America’s Senator Sessions: Congress Must Not Give Obama Money to Undermine the Nation

By Brenda Walker

02/01/2015

On Friday, Jeff Sessions exhorted his colleagues in the Senate to use the Constitutional powers of Congress, even urging them to stop hiding under their desks.

Senator Sessions held the Immigration and Nationality Act while he spoke on the floor.

The GOP members apparently need a reminder that they can and must stand up against the dictatorial president. You get the feeling Sessions is frustrated with the lack of resolve in an institution that has a lot more power available to it for use, but the new ruling party, which was elected to oppose Obama, remains somnolent.

Republican Senators, the hour is late. Listen to the best man among you.

SESSIONS: Is there any country in the world that says its appropriate for a business to hire somebody who entered their country unlawfully? What kind of logic can support such a reasoning? For the President is not an imperial master. The Congress of the United States is not helpless when it confronts the President.

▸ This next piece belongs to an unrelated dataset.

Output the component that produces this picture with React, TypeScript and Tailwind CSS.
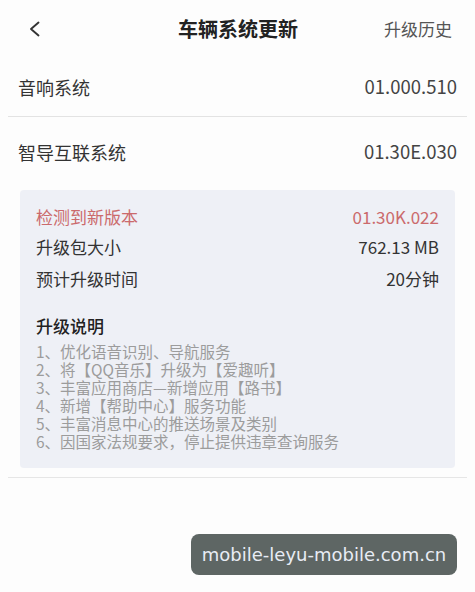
const notes = [
  '1、优化语音识别、导航服务',
  '2、将【QQ音乐】升级为【爱趣听】',
  '3、丰富应用商店—新增应用【路书】',
  '4、新增【帮助中心】服务功能',
  '5、丰富消息中心的推送场景及类别',
  '6、因国家法规要求，停止提供违章查询服务',
];

const font = { fontFamily: '"Noto Sans CJK SC", "Noto Sans", sans-serif' };

export default function App() {
  return (
    <div className="w-[475px] h-[592px] bg-[#fdfdfd] text-[#333] overflow-hidden" style={font}>
      {/* header */}
      <div className="h-[58px] flex items-center pl-[28px] pr-[23px]">
        <div className="w-[120px]">
          <svg width="14" height="16" viewBox="0 0 14 16" fill="none" className="text-[#333]">
            <path d="M10.5 1.5 L3 8 L10.5 14.5" stroke="currentColor" strokeWidth="1.9" strokeLinecap="round" strokeLinejoin="round" />
          </svg>
        </div>
        <div className="flex-1 text-center text-[20px] font-bold text-[#222] pr-[4px]">车辆系统更新</div>
        <div className="w-[120px] text-right text-[17px] text-[#555]">升级历史</div>
      </div>

      {/* current versions */}
      <div className="flex items-center justify-between px-[18px] h-[58px] text-[18px]">
        <span className="text-[#333]">音响系统</span>
        <span className="text-[#444] text-[18.5px]">01.000.510</span>
      </div>
      <div className="mx-[8px] h-px bg-[#e3e3e3]" />
      <div className="flex items-center justify-between px-[18px] h-[70px] text-[18px]">
        <span className="text-[#333]">智导互联系统</span>
        <span className="text-[#444] text-[18.5px]">01.30E.030</span>
      </div>

      {/* update card */}
      <div className="mx-[20px] mt-[3px] rounded-[4px] bg-[#eef0f6] px-[16px] pt-[14px] pb-[18px]">
        <div className="flex justify-between items-center h-[26px] text-[17px] text-[#cb6a6c]">
          <span>检测到新版本</span>
          <span>01.30K.022</span>
        </div>
        <div className="flex justify-between items-center h-[34px] text-[17px] text-[#333]">
          <span>升级包大小</span>
          <span>762.13 MB</span>
        </div>
        <div className="flex justify-between items-center h-[30px] text-[17px] text-[#333]">
          <span>预计升级时间</span>
          <span>20分钟</span>
        </div>
        <div className="mt-[21px] text-[17px] font-medium text-[#222] leading-[22px]">升级说明</div>
        <div className="mt-[5px] text-[15.5px] leading-[18px] text-[#9c9c9c]">
          {notes.map((n) => (
            <div key={n}>{n}</div>
          ))}
        </div>
      </div>
      <div className="mx-[8px] mt-[9px] h-px bg-[#e6e6e6]" />

      {/* watermark */}
      <div className="flex justify-end pr-[18px] mt-[56px]">
        <div
          className="h-[41px] w-[266px] rounded-[8px] bg-[#5e6664] flex items-center justify-center text-[18px] text-[#e8ecf4]"
          style={{ fontFamily: '"DejaVu Sans", sans-serif' }}
        >
          mobile-leyu-mobile.com.cn
        </div>
      </div>
    </div>
  );
}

Colleagues, weve got to get out from under our desk here! Are you afraid to say to the President of the United States we dont agree with this and were not going to fund this? Is that the world were in? Are we hiding under our desks, that the President may go on television and attack us? Because we wont agree with his ideas? Surely not. Surely not.

So the Congress has the power to appropriate money. It goes back to the historic development before America became a nation, that the parliament took over the power of money from the king. Parliament passed the laws not the king. And we adopted that and we created a constitutional order instead of a king to decide how we operate and the parliament, the congress of the United States was empowered to handle the money. And what obligation, colleagues, does this Congress of the United States have to give the President of the United States money to undermine the laws of the United States. What power does he have to compel us to do so? Zero.

Were going to continue to work to improve immigration law and make it better and serve the national interest of the United States, not special interests, not activist groups and not big businesses, but the average working Americans interest.